Un pugno sullo stomaco che permane fino all’ultima pagina. Il nuovo libro di Lia Levi “Insieme con la vostra famiglia”, Edizioni e/o, racconta la retata di Roma del 1943 vista dai suoi romanzi. Un viaggio che inizia con l’analisi del foglietto che i tedeschi consegnano alle famiglie prima di deportarle ad Auschwitz. “È un foglietto modesto, dall’approccio quasi complice, quello consegnato dalle squadracce SS il 16 ottobre 1943 ai capifamiglia di ogni casa ebraica. Studiatelo, ripetetelo ai vostri figli – avverte Lia Levi – perché è da quelle rozze, elementari parole che l’Apocalisse ha steso le sue braccia”. Lia Levi si sofferma sui particolari di quanto è scritto. “Prendete con voi le tessere annonarie, la carta d’identità, i bicchieri e non dimenticate di chiudere ben a chiave la porta di casa, ammalati, anche gravissimi, non possono per nessun motivo rimanere indietro. Infermeria si trova nel campo”. 20 minuti dopo la presentazione di questo biglietto la famiglia deve essere pronta per la partenza.

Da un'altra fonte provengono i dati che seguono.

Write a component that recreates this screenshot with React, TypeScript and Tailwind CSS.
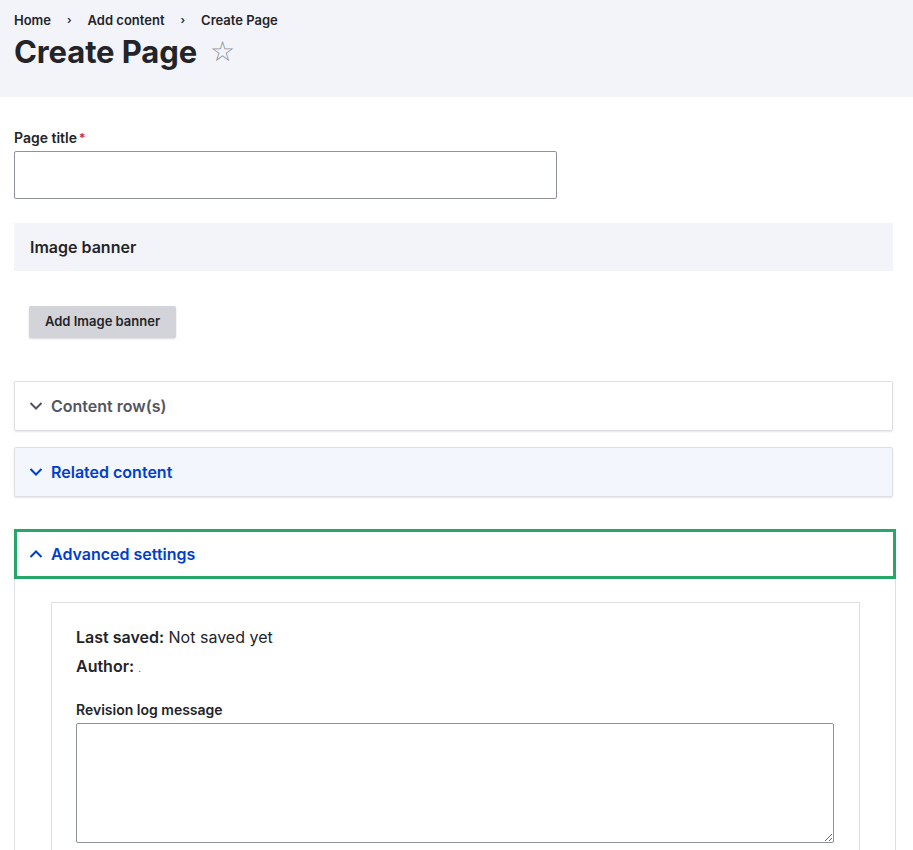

Le menzogne dei nazisti. Nell’immaginario collettivo si pensa sempre ai tedeschi come persone ligie e sincere. I nazisti non erano così. I nazisti erano bugiardi, questo dice quel biglietto. I particolari sono raccapriccianti, l’illusione del ritorno, ma anche la menzogna spudorata di chiudere a chiave la porta di una casa che non si rivedrà ma più. La Shoah si basa sulla falsità. “Le SS – scrive Lia Levi – volevano tranquillizzare le vittime in modo che non si verificassero disordini, tentativi di fuga o vere e proprie rivolte. Ma è solo questa la motivazione? Una così forte carica di malvagità solo per motivi di ordine pubblico?”. Lia Levi cita Primo Levi, la volontà delle SS di sopprimere l’avversario si intreccia con una più forte volontà di fargli soffrire le più atroci sofferenze. Ricorda come le 365 SS scelte vennero a Roma soltanto per il rastrellamento con la complicità delle liste redatte dalla polizia italiana, mentre gli ebrei si cullavano nell’illusione di essere protetti sotto il Vaticano e dal patto dell’oro. Spiega Lia Levi perché ha voluto raccogliere tutte le parti dei suoi romanzi che parlano della razzia perché di “quel 16 ottobre ho avuto esperienza diretta”. E per ricordare: “Io sono stato qui e nessuno racconterà la mia storia”, è la frase incisa su un muro di Bergen Belsen, scrive.
Così si apre il libro, brani tratti dai suoi romanzi che diventano racconti, il primo “Una bambina e basta” dove Lia dodicenne, nascosta in convento, viene chiamata nell’ufficio della madre badessa e vede sua madre piangere. “Io non avevo mai visto mia madre piangere” e le crolla il mondo addosso perché i tedeschi stanno portando via gli ebrei. C’è Elisa che ha studiato da maestra, con il marito suicida a causa delle leggi razziali, che si inventa un posto di cameriera in una famiglia ebrea ricca perché deve sopravvivere e mantenere la figlia. C’è Corrado che scopre che il braccialetto di sua madre non è stato dato per la raccolta dell’oro. C’è Giacomo che con la famiglia si è rifugiato in una canonica di campagna, ma che ogni tanto va a controllare il negozio in città. C’è Corinna che non vuole scappare per restare accanto al marito cattolico Enzo che, però, si è innamorato dell’attrice Lilli Durante. C’è Graziano, figlio di un membro del Consiglio della comunità ebraica, che si rifiuta di scappare con i genitori. C’è infine il racconto più straziante, pubblicato anche su Shalom, quello che riguarda Marcella Perugia che partorisce al Collegio Romano di via della Lungara dove gli ebrei sono stati portati prima di salire sui vagoni piombati con destinazione Auschwitz.
Racconti che, ribadiamo, sono un pugno nello stomaco che non si attenua, ma un dolore che permane per tutta la durata del libro, che non si cancella perché tutto ciò che Lia Levi racconta è vero anche nella finzione narrativa. Racconti che vanno letti fino in fondo. Per sperare che ciò che è stato non si ripeta più.